# [SOURCE DATA]
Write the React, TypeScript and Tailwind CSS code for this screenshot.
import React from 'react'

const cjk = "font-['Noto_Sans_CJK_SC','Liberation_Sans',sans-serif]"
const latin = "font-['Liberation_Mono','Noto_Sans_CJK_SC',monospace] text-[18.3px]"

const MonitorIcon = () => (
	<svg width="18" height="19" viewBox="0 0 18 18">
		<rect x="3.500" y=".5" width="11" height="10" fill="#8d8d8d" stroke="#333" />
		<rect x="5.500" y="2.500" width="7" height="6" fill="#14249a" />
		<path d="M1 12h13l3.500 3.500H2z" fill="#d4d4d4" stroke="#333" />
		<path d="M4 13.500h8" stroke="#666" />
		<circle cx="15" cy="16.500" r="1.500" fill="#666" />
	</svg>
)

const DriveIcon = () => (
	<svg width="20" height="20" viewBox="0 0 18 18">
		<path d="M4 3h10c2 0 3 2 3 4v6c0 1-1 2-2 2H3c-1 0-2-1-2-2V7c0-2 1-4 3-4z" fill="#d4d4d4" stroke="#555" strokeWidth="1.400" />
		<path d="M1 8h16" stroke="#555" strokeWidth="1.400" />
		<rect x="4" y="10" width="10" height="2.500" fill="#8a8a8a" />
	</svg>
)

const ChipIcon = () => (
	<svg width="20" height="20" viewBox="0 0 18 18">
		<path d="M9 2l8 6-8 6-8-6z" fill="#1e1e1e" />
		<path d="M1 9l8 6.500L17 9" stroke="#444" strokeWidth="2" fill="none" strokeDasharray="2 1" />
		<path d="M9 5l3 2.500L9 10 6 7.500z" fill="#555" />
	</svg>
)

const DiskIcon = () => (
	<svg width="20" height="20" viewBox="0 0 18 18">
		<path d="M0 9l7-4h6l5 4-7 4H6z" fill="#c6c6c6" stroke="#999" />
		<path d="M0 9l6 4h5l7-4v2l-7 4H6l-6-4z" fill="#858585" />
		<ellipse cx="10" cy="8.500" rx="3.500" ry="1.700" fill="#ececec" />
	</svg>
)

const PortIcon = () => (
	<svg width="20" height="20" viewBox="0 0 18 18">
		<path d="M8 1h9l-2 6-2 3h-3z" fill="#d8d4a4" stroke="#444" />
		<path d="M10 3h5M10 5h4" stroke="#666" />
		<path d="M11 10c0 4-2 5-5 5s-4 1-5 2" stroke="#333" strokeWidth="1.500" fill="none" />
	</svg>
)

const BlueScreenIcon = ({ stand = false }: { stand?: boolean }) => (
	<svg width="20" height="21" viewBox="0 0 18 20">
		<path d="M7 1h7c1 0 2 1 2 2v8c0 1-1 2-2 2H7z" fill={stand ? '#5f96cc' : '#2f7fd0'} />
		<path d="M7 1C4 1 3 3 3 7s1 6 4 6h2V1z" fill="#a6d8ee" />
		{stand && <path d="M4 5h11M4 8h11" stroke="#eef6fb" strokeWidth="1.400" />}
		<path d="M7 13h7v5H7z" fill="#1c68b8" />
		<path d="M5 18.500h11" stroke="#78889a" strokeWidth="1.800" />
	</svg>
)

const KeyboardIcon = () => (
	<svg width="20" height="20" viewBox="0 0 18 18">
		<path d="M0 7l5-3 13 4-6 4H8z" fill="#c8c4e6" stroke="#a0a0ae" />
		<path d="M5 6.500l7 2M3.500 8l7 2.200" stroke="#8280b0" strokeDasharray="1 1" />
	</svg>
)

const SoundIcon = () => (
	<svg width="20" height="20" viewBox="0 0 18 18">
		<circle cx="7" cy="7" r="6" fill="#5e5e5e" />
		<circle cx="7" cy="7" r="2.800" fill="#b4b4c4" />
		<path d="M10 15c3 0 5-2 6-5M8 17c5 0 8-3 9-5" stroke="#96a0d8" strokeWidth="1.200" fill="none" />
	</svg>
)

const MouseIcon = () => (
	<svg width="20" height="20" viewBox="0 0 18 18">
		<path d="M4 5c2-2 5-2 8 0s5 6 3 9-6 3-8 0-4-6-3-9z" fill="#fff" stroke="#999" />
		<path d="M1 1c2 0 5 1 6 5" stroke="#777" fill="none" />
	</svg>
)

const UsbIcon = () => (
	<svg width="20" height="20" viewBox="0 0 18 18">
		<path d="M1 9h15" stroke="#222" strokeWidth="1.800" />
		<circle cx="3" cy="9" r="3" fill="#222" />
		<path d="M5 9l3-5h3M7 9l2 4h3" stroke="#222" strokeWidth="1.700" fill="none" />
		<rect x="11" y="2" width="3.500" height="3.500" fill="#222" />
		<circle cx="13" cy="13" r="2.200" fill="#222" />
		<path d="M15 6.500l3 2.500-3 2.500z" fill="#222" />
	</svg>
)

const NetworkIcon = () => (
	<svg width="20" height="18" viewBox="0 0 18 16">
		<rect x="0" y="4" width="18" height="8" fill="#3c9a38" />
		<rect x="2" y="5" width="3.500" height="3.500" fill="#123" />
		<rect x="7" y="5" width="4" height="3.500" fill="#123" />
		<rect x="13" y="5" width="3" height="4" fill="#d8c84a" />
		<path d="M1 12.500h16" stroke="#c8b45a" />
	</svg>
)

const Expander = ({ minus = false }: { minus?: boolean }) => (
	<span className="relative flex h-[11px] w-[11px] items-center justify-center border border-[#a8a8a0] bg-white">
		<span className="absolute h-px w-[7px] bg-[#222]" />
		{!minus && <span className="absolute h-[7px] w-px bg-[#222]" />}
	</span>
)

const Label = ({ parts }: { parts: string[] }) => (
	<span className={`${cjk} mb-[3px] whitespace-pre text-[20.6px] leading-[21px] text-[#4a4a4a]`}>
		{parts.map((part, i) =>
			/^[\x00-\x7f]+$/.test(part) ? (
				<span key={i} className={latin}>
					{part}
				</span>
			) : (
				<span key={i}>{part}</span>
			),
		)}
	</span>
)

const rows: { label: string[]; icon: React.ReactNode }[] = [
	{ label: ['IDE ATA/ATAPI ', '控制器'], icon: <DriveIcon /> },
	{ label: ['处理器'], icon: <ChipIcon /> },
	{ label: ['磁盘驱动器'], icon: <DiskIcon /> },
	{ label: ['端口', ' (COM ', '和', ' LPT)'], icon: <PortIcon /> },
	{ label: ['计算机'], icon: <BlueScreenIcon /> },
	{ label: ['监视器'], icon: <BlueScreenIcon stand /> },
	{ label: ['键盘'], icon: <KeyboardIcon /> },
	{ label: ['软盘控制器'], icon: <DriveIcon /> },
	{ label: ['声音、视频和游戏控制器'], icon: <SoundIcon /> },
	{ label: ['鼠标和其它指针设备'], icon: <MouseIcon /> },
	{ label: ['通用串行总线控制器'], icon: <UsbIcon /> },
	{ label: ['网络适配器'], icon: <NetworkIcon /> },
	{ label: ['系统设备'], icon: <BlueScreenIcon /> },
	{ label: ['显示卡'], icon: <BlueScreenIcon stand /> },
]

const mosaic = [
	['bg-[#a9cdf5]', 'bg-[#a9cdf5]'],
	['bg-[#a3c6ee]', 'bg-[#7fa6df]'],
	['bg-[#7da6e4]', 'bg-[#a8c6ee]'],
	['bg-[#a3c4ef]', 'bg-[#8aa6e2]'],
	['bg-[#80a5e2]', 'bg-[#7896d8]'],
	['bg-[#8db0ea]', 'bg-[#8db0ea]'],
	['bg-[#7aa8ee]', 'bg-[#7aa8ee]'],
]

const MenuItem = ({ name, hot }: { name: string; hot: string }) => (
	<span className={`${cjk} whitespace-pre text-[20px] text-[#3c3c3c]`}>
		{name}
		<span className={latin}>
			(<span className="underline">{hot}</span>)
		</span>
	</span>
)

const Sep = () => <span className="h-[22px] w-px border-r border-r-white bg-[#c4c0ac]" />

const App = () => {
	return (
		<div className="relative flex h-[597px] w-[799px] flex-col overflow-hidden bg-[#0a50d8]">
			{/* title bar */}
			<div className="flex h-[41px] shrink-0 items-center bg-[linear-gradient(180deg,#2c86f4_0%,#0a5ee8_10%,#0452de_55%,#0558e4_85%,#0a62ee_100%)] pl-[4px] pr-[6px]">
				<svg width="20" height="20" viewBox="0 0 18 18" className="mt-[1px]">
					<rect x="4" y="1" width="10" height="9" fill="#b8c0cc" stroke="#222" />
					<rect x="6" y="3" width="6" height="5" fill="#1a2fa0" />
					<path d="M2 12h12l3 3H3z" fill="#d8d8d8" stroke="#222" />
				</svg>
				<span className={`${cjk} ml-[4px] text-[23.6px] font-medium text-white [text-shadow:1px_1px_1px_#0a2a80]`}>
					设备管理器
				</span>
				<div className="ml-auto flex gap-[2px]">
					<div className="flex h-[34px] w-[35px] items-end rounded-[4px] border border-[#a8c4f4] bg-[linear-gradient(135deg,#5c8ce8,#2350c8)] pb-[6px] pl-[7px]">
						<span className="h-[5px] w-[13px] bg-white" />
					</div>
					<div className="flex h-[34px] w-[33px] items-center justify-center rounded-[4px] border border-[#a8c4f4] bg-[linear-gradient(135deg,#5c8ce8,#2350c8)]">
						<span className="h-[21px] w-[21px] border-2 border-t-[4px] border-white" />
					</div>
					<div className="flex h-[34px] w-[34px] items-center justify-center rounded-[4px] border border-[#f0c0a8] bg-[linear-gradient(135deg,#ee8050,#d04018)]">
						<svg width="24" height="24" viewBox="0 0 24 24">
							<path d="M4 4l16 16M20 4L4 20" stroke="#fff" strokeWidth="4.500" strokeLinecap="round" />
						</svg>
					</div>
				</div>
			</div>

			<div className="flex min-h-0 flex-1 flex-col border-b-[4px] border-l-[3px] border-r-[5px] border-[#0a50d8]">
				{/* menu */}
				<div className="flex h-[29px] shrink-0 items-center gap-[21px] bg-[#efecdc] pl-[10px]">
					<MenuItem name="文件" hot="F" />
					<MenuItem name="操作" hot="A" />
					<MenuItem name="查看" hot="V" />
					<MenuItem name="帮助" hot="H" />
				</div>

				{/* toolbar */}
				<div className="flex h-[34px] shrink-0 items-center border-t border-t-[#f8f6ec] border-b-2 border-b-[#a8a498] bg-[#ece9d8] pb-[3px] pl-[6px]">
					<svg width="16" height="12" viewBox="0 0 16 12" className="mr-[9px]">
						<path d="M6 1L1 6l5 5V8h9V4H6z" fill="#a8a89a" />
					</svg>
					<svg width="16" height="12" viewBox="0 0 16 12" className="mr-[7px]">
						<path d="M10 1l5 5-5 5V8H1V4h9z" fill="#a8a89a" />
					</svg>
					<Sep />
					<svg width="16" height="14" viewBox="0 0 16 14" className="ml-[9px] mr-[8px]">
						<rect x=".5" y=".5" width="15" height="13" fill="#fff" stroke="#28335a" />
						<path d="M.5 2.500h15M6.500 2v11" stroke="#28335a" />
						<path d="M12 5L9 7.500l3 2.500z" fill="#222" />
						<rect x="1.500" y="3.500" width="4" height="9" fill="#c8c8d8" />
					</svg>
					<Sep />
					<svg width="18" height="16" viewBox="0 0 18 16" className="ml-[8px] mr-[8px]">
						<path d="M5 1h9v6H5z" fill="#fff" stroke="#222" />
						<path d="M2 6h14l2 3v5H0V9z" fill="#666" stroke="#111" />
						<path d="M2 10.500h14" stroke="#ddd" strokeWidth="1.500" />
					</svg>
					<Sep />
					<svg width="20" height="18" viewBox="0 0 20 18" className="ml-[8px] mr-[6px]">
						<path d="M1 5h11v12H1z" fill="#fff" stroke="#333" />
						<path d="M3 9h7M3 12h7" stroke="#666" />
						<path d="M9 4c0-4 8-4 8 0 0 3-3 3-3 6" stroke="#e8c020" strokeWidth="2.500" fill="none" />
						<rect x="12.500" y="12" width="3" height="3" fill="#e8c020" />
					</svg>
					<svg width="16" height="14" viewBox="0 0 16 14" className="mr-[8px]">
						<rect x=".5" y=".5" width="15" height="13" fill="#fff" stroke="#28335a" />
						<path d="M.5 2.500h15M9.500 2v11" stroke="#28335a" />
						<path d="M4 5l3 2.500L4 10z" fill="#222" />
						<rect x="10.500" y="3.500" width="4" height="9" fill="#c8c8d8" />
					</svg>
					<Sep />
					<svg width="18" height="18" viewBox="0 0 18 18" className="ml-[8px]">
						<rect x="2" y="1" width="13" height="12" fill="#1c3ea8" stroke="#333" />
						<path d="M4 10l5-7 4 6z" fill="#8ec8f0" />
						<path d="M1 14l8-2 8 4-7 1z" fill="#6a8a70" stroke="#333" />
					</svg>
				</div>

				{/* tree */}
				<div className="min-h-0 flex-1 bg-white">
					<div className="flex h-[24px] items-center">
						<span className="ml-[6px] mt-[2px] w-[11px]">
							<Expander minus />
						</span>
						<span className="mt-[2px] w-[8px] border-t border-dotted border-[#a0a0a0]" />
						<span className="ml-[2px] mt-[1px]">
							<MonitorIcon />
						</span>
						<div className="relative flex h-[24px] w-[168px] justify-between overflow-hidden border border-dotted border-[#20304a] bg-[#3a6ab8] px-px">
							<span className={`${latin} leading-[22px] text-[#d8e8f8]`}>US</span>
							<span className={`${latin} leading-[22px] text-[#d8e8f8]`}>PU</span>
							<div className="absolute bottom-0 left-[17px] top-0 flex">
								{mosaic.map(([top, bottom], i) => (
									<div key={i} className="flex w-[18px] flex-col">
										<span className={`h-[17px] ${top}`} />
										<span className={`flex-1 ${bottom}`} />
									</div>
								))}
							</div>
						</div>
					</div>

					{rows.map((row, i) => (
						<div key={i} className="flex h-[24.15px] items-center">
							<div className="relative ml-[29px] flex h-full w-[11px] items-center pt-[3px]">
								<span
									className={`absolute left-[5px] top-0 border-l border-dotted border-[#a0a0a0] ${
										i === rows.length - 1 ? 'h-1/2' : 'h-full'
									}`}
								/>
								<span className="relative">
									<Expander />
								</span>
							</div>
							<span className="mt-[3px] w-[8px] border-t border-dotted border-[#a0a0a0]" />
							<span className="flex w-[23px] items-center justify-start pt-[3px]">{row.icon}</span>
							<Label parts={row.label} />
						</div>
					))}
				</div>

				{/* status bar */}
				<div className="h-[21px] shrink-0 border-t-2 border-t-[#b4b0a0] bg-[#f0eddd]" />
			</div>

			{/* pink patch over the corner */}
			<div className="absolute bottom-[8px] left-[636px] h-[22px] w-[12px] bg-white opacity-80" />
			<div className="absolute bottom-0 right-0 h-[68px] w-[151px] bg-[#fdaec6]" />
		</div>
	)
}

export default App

# [DESCRIPTION OF THE TASK]
Gather all lines where the word "React" appears.

# [ANSWER IN FULL]
Write the React, TypeScript and Tailwind CSS code for this screenshot.
import React from 'react'
const rows: { label: string[]; icon: React.ReactNode }[] = [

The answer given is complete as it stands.